[Written instruction]:
Find the string "TypeScript" in the records. Copy every line it appears in.

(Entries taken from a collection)
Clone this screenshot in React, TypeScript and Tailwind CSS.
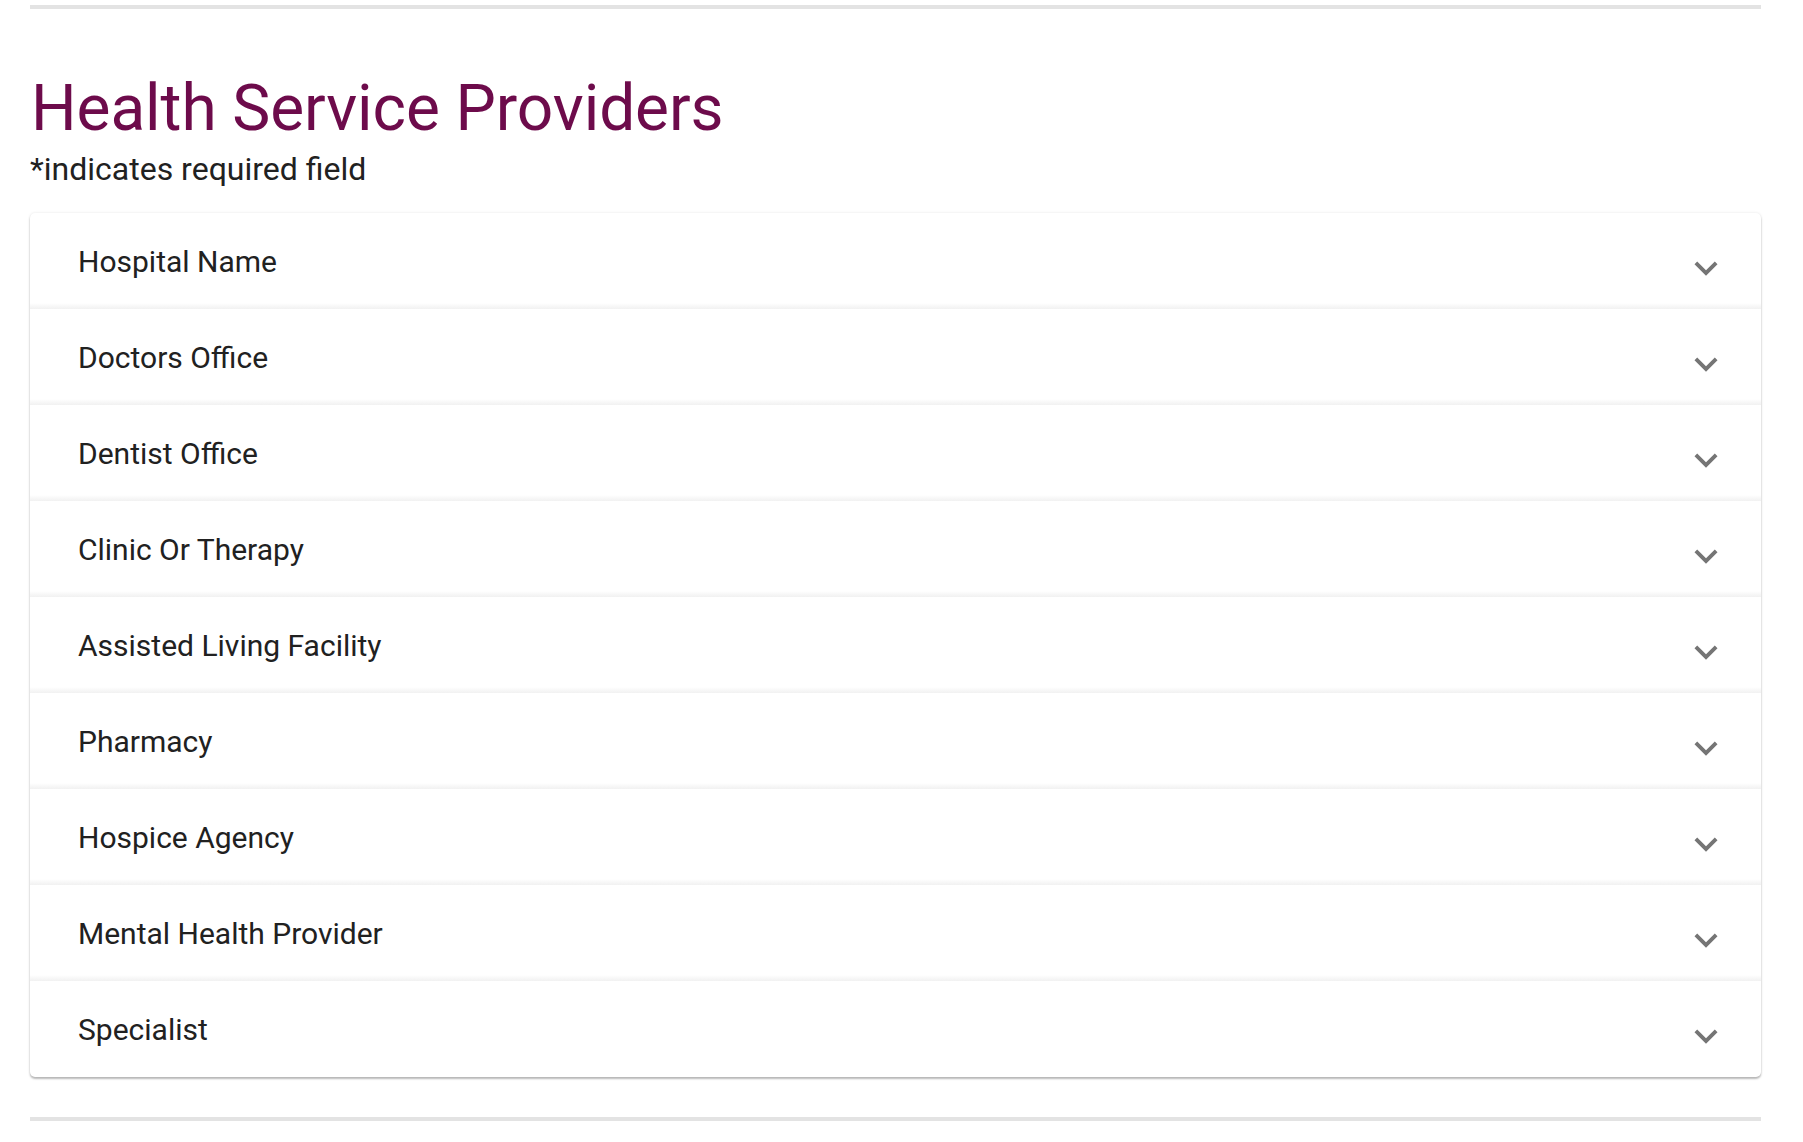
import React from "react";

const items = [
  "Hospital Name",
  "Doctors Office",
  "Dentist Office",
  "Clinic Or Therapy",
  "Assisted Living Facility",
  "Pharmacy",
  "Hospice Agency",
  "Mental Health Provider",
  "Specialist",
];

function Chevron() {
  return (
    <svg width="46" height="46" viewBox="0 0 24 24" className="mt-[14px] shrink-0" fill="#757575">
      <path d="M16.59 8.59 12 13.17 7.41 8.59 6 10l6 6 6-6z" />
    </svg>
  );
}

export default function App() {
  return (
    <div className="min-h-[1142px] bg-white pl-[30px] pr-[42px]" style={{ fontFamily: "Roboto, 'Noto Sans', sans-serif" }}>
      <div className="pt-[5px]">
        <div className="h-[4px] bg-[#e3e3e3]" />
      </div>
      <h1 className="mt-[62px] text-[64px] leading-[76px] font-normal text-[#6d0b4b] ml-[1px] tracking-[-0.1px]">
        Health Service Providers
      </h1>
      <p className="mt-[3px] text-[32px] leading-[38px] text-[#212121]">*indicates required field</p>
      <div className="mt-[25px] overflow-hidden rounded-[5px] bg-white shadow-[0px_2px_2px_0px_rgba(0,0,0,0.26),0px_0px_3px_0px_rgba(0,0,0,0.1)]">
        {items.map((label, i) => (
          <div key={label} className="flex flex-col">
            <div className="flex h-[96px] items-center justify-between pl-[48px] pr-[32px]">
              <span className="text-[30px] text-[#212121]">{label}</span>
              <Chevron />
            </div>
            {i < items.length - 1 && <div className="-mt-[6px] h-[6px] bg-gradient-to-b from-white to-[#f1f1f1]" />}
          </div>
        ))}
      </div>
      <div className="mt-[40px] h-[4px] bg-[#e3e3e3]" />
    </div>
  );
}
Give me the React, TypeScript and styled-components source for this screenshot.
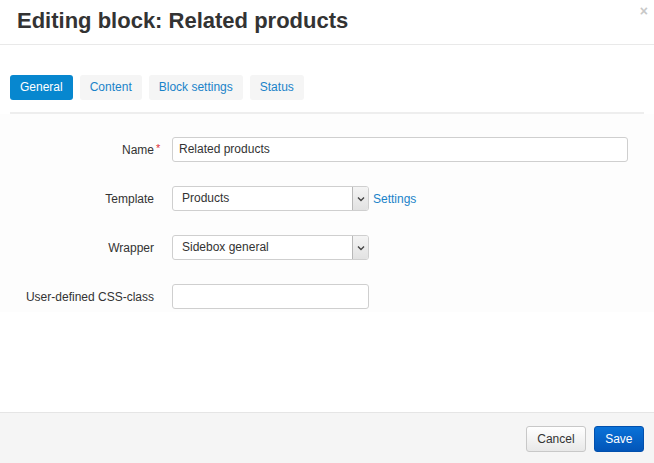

[Written answer]:
Clone this screenshot in React, TypeScript and Tailwind CSS.
Give me the React, TypeScript and styled-components source for this screenshot.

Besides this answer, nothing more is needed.